Tracking the graduates’ progress through the years, Williamson listed some statistics for the class of 2016: more than $3 million in scholarships was awarded; 97 people were in dual-enrollment courses at Chesapeake College; 50 percent of the class had a 3.0 grade point average or higher; 30 percent planned to attend a four-year university or college; 70 percent of the class planned attend a two or four-year university or college; and multiple students enrolled in the armed forces.
Williamson touched on the successes of the sports programs as well as the plays and musicals the theater department produced.
Wilhelm said 18 students became certified nursing assistant; six became licensed cosmetologists; five students received a certificate in biomedical sciences; six received auto loan certifications; eight received welding certifications; nine received level one masonry certificates; 11 received carpentry certificates; four received Microsoft Office certificates; five students were certified in fire one; five people joined the three different branches of the armed forces; and 28 people graduated with a 4.0 GPA or higher.
Salutatorian Alexandria Wilhelm said the class had encountered all sorts of things in their years inside and outside the school walls, and through triumph or tragedy, she said, “we go through it.”
Delaney Ross, co-valedictorian with Grace Steffens, told the class that they had looked forward to this day for all of their lives and that now they are looking back at the achievements and failures that got them to the point of graduation.

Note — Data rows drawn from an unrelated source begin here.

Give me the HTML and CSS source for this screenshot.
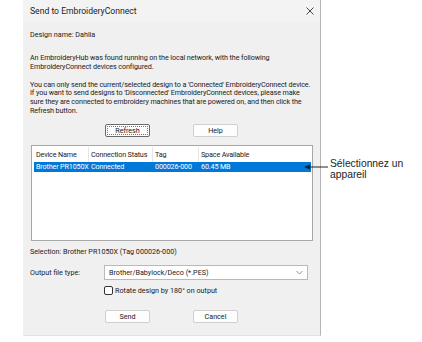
FILE: index.html
```html
<!DOCTYPE html>
<html lang="en">
<head>
    <meta charset="UTF-8">
    <title>Send to EmbroideryConnect</title>
    <link rel="stylesheet" href="styles.css">
</head>
<body>
    <div class="page">
        <div class="dialog">
            <div class="titlebar">
                <span>Send to EmbroideryConnect</span>
                <svg class="close" width="8" height="8" viewBox="0 0 8 8">
                    <path d="M0.5 0.5 L7.5 7.5 M7.5 0.5 L0.5 7.5" stroke="#333" stroke-width="0.9" fill="none"/>
                </svg>
            </div>
            <div class="content">
                <p class="design-name">Design name: Dahlia</p>
                <p class="para first">An EmbroideryHub was found running on the local network, with the following<br>EmbroideryConnect devices configured.</p>
                <p class="para second">You can only send the current/selected design to a 'Connected' EmbroideryConnect device.<br>If you want to send designs to 'Disconnected' EmbroideryConnect devices, please make<br>sure they are connected to embroidery machines that are powered on, and then click the<br>Refresh button.</p>

                <div class="btn-row top-row">
                    <button class="btn focused"><span>Refresh</span></button>
                    <button class="btn">Help</button>
                </div>

                <div class="device-list">
                    <div class="list-row list-head">
                        <span class="col c1">Device Name</span>
                        <span class="col c2">Connection Status</span>
                        <span class="col c3">Tag</span>
                        <span class="col c4">Space Available</span>
                    </div>
                    <div class="list-row selected">
                        <span class="col c1">Brother PR1050X</span>
                        <span class="col c2">Connected</span>
                        <span class="col c3">000026-000</span>
                        <span class="col c4">60.45 MB</span>
                    </div>
                </div>

                <p class="selection">Selection: Brother PR1050X (Tag 000026-000)</p>

                <div class="output-row">
                    <span class="label">Output file type:</span>
                    <div class="dropdown">
                        <span>Brother/Babylock/Deco (*.PES)</span>
                        <svg width="7" height="5" viewBox="0 0 7 5">
                            <path d="M0.5 1 L3.5 4 L6.5 1" stroke="#777" stroke-width="0.8" fill="none"/>
                        </svg>
                    </div>
                </div>

                <label class="check-row">
                    <span class="checkbox"></span>
                    <span>Rotate design by 180° on output</span>
                </label>

                <div class="btn-row bottom-row">
                    <button class="btn">Send</button>
                    <button class="btn">Cancel</button>
                </div>
            </div>
        </div>

        <div class="callout">
            <svg class="arrow" width="24" height="6" viewBox="0 0 24 6">
                <path d="M0 3 L6 0.5 L6 5.5 Z" fill="#222"/>
                <path d="M5 3 L24 3" stroke="#222" stroke-width="1"/>
            </svg>
            <span class="callout-text">Sélectionnez un<br>appareil</span>
        </div>
    </div>
</body>
</html>
```

FILE: styles.css
```css
* {
    margin: 0;
    padding: 0;
    box-sizing: border-box;
}
body {
    background: #fff;
    font-family: Roboto, 'Noto Sans', sans-serif;
    color: #1a1a1a;
}
.page {
    position: relative;
    width: 422px;
    height: 342px;
}
.dialog {
    margin-left: 23px;
    width: 298px;
    height: 336px;
    background: #f0f0f0;
    border-right: 1px solid #b5b5b5;
    border-bottom: 1px solid #e2e2e2;
}
.titlebar {
    height: 22px;
    display: flex;
    align-items: center;
    justify-content: space-between;
    padding: 0 6px 0 7px;
    background: #f3f3f3;
    font-size: 8.6px;
    color: #222;
}
.content {
    padding: 8px 7px 0 7px;
    font-size: 7.2px;
    line-height: 9px;
}
.design-name {
    height: 9px;
}
.para {
    line-height: 8.8px;
    white-space: nowrap;
    letter-spacing: -0.1px;
}
.para.first {
    margin-top: 15px;
}
.para.second {
    margin-top: 9px;
}
.btn-row {
    display: flex;
    gap: 43px;
    padding-left: 75px;
}
.top-row {
    margin-top: 8px;
}
.btn {
    width: 45px;
    height: 13px;
    font-family: inherit;
    font-size: 7.2px;
    color: #1a1a1a;
    background: #fdfdfd;
    border: 1px solid #d0d0d0;
    border-radius: 2px;
    display: flex;
    align-items: center;
    justify-content: center;
}
.btn.focused {
    border-color: #6a6a6a;
    padding: 1px;
}
.btn.focused span {
    display: flex;
    align-items: center;
    justify-content: center;
    width: 100%;
    height: 100%;
    border: 1px dotted #777;
}
.device-list {
    margin: 8px 0 0 1px;
    width: 282px;
    height: 96px;
    background: #fff;
    border: 1px solid #a8a8a8;
    padding: 1px 0 0 2px;
}
.list-row {
    display: flex;
    height: 15px;
    align-items: center;
}
.list-head .col {
    border-right: 1px solid #e5e5e5;
    height: 15px;
    line-height: 15px;
}
.list-row.selected {
    height: 10px;
    background: #0078d7;
    color: #fff;
    margin-right: 1px;
}
.col {
    padding-left: 2px;
    white-space: nowrap;
    overflow: hidden;
    letter-spacing: -0.15px;
}
.c1 { width: 55px; }
.c2 { width: 64px; }
.c3 { width: 46px; }
.c4 { flex: 1; border-right: none !important; }
.selection {
    margin-top: 6px;
    height: 9px;
}
.output-row {
    display: flex;
    align-items: center;
    margin-top: 9px;
}
.output-row .label {
    width: 74px;
}
.dropdown {
    width: 204px;
    height: 15px;
    background: #fff;
    border: 1px solid #b9b9b9;
    display: flex;
    align-items: center;
    justify-content: space-between;
    padding: 0 4px 0 4px;
}
.check-row {
    display: flex;
    align-items: center;
    gap: 2px;
    margin: 6px 0 0 74px;
    height: 9px;
}
.checkbox {
    width: 9px;
    height: 9px;
    border: 1px solid #333;
    border-radius: 2px;
    background: #fff;
}
.bottom-row {
    margin-top: 15px;
}
.callout {
    position: absolute;
    left: 304px;
    top: 158px;
    display: flex;
    align-items: flex-start;
}
.arrow {
    margin-top: 6px;
}
.callout-text {
    font-family: 'Liberation Sans', Arial, sans-serif;
    font-size: 10.3px;
    line-height: 11px;
    color: #222;
    margin-left: 2px;
}
```
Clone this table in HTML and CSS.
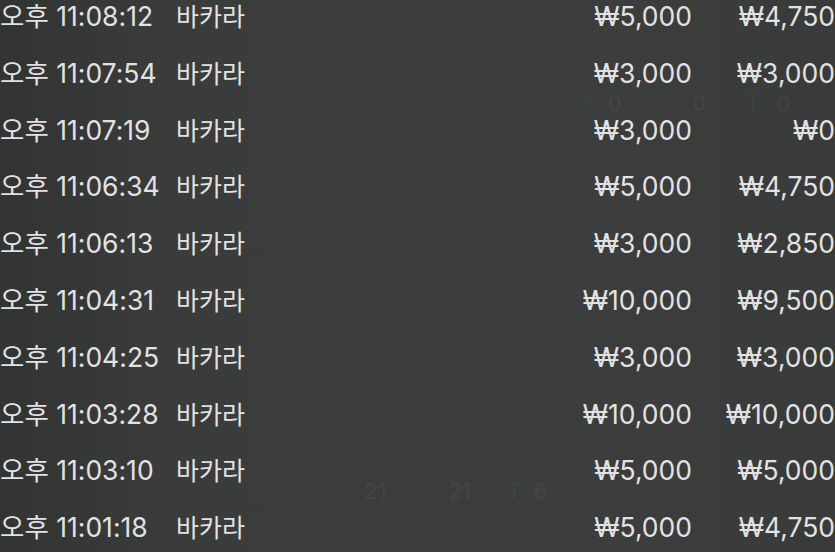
FILE: index.html
```html
<!DOCTYPE html>
<html>
<head>
    <title>Bet History</title>
    <link rel="stylesheet" href="styles.css">
</head>
<body>
    <div class="screen">
        <div class="ghost">
            <div class="ghost-stats top">
                <span class="p">P</span><span>0</span>
                <span class="b">B</span><span>0</span>
                <span class="t">T</span><span>0</span>
            </div>
            <div class="ghost-stats bottom">
                <span class="p">P</span><span>21</span>
                <span class="b">B</span><span>21</span>
                <span class="t">T</span><span>6</span>
            </div>
        </div>
        <div class="history">
            <div class="row"><span class="time">오후 11:08:12</span><span class="game">바카라</span><span class="bet">₩5,000</span><span class="win">₩4,750</span></div>
            <div class="row"><span class="time">오후 11:07:54</span><span class="game">바카라</span><span class="bet">₩3,000</span><span class="win">₩3,000</span></div>
            <div class="row"><span class="time">오후 11:07:19</span><span class="game">바카라</span><span class="bet">₩3,000</span><span class="win">₩0</span></div>
            <div class="row"><span class="time">오후 11:06:34</span><span class="game">바카라</span><span class="bet">₩5,000</span><span class="win">₩4,750</span></div>
            <div class="row"><span class="time">오후 11:06:13</span><span class="game">바카라</span><span class="bet">₩3,000</span><span class="win">₩2,850</span></div>
            <div class="row"><span class="time">오후 11:04:31</span><span class="game">바카라</span><span class="bet">₩10,000</span><span class="win">₩9,500</span></div>
            <div class="row"><span class="time">오후 11:04:25</span><span class="game">바카라</span><span class="bet">₩3,000</span><span class="win">₩3,000</span></div>
            <div class="row"><span class="time">오후 11:03:28</span><span class="game">바카라</span><span class="bet">₩10,000</span><span class="win">₩10,000</span></div>
            <div class="row"><span class="time">오후 11:03:10</span><span class="game">바카라</span><span class="bet">₩5,000</span><span class="win">₩5,000</span></div>
            <div class="row"><span class="time">오후 11:01:18</span><span class="game">바카라</span><span class="bet">₩5,000</span><span class="win">₩4,750</span></div>
        </div>
    </div>
</body>
</html>
```

FILE: styles.css
```css
html, body {
    margin: 0;
    padding: 0;
}
body {
    width: 835px;
    height: 552px;
    overflow: hidden;
    background-color: #3a3b3b;
    font-family: Inter, "Noto Sans CJK KR", sans-serif;
    color: #e2e2e2;
}
.screen {
    position: relative;
    width: 835px;
    height: 552px;
    overflow: hidden;
    background: linear-gradient(to right, #323333 0%, #3a3b3b 20%, #3c3d3d 70%, #393a3a 100%);
}
.ghost {
    position: absolute;
    inset: 0;
    opacity: 0.05;
    font-size: 22px;
    line-height: 1;
}
.ghost-stats {
    position: absolute;
    display: flex;
    gap: 12px;
}
.ghost-stats.top {
    left: 578px;
    top: 92px;
    gap: 16px;
}
.ghost-stats.bottom {
    left: 338px;
    top: 480px;
}
.ghost .p { color: #4a7dd8; margin-left: 24px; }
.ghost .b { color: #d84a4a; margin-left: 24px; }
.ghost .t { color: #4ad87d; margin-left: 24px; }
.ghost .p:first-child { margin-left: 0; }
.history {
    position: relative;
    margin-top: -12px;
}
.row {
    display: flex;
    align-items: baseline;
    height: 56.8px;
    padding-top: 1px;
    box-sizing: border-box;
    font-size: 26.5px;
    line-height: 54px;
    white-space: nowrap;
}
.time {
    width: 176px;
}
.game {
    width: 100px;
    font-size: 25px;
}
.bet {
    width: 416px;
    text-align: right;
}
.win {
    width: 143px;
    text-align: right;
}
```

Though friends may have been lost along the journey, friends were also gained in the process, she said. Ross said her classmates should stand up for themselves and to not let people walk over them because they have the choice of what they want to become and how they want to spend the rest of their lives. Steffens told her peers to not let the past four years become the best of their lives and that whatever path each chooses to venture down to go do it well and sticking to their integrity will go a long way. She told the class to never sit back and to never settle.
Class President Grayson Middleton told her classmates to not live a life of “I wish” but one of doing things they never thought were possible. Middleton said the place they have gone for countless days, Queen Anne’s County High School, will no longer be a part of their every day lives after graduation but that “Wherever we go ... don’t forget you were a Lion.”
After all the student speakers, the school’s choir sang “Unfinished Songs” to the graduating class. And before the seniors walked out of the gymnasium one last time, after turning their tassels and celebrating with classmates under falling confetti, the class sang the school fight song together one last time.
“Someone once said the last step of every journey is the first step of a new adventure,” Wilhelm said. “Your journey at Queen Anne’s County High School has ended, but the adventure that is the rest of your life has just begun.”
Follow Mike Davis on Twitter: @mike_kibaytimes.
Honored speakers, from the left, Queen Anne’s County High School 2016 valedictorians Delaney Ross and Grace Steffens and salutatorian Alexandria Wilhelm prepare to enter the school’s gymnasium for commencement, Friday evening, June 3.
Confetti flies above the graduates inside the Queen Anne’s County High School gymnasium, Friday evening, June 3, as the commencement ends. Though the ceremony had to be moved indoors because of threatening weather, it did not dampen the spirits of the graduates and the celebration.
Leading the procession of graduates at Queen Anne’s County High School, Friday evening, June 3, from the left, Superintendent of Schools Dr. Carol Williamson and Principal Jacquelyn Wilhelm, followed by Assistant Superintendent for Instruction Gregory Pilewski and QACHS Academic Dean Tracy Kenna.
Three of the many Queen Anne’s County High School senior girls, from the left, Shelby Billips, Julia D’Ambrosio and Emily D’Orsaneo proudly hold their diplomas during commencement, Friday evening, June 3.